Bankruptcy is not inherently unjust. It exists to ensure some measure of fairness when resources are limited. But when applied to clergy sexual abuse, it risks becoming something else — a substitute for moral accountability.
Survivors are often told that bankruptcy is the best, or only, way to resolve these cases fairly. In theory, it promises transparency and equal treatment. In practice, many survivors find themselves fighting again, not for compensation, but for voice. Questions about assets, authority and responsibility can feel constrained by legal boundaries that leave little room for the full truth to be confronted.
What makes this especially difficult is the disconnect between the church's public language and the private mechanics of the process. Outside the courtroom, dioceses speak of healing, reconciliation and pastoral care. Inside, the focus shifts to asset protection, liability and risk management. Survivors live in the space between those two worlds, and the gap is often painful.
This dynamic is not unique to any one diocese. Over the past two decades, similar patterns have played out in Catholic Church bankruptcies across the country. Each case has its own history, but survivors frequently describe the same experience: legal resolution presented as moral closure, even when deeper accountability remains unresolved.

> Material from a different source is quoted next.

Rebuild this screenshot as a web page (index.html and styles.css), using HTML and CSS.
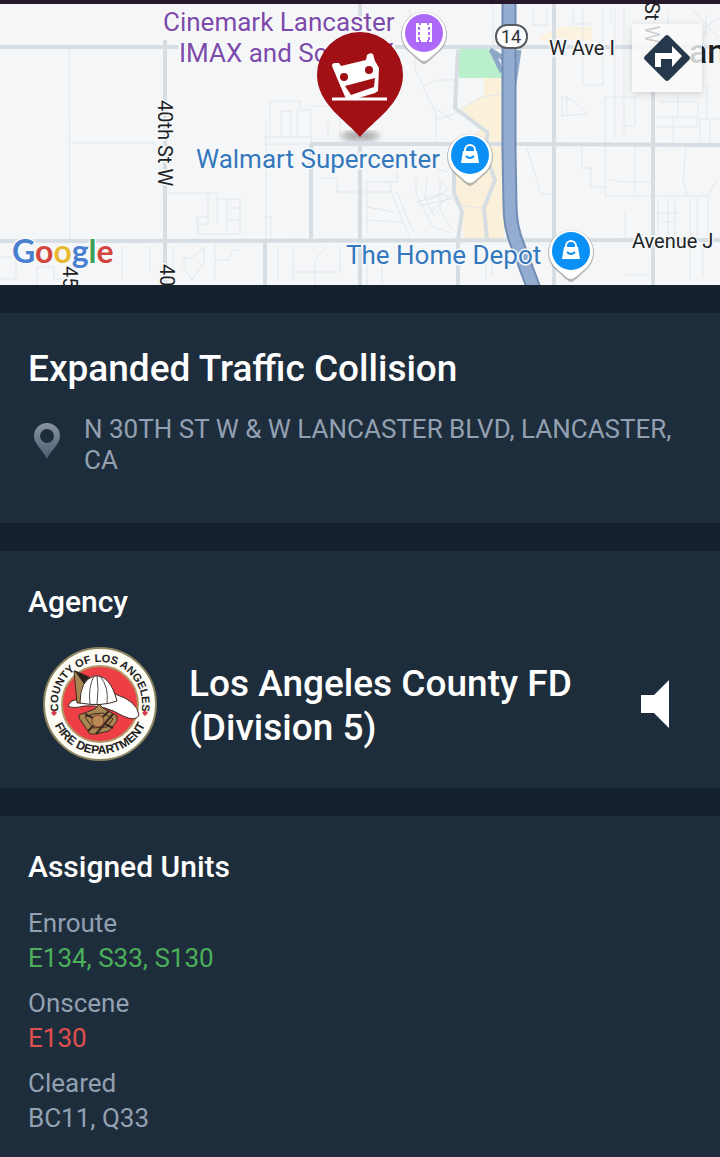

The risk here is not only to survivors, but to the church itself. When bankruptcy is treated as an endpoint or as proof that abuse has been addressed, it confuses settlement with repentance. Legal closure may resolve claims but it does not restore trust. It does not explain how decisions were made, who failed or what has changed to prevent future harm.
There is also a broader public concern. Religious institutions occupy a unique place in society. They are granted trust and autonomy because they claim to operate according to moral principles that go beyond minimum legal standards. When those institutions rely primarily on legal tools to address profound moral failures, it raises questions that extend beyond theology and into the public square.
What does accountability look like when harm is systemic and decades old? Who defines justice when survivors and institutions enter a process designed to limit exposure rather than confront wrongdoing? And how should communities evaluate reform when the mechanisms used to resolve abuse mirror those used to resolve ordinary financial distress?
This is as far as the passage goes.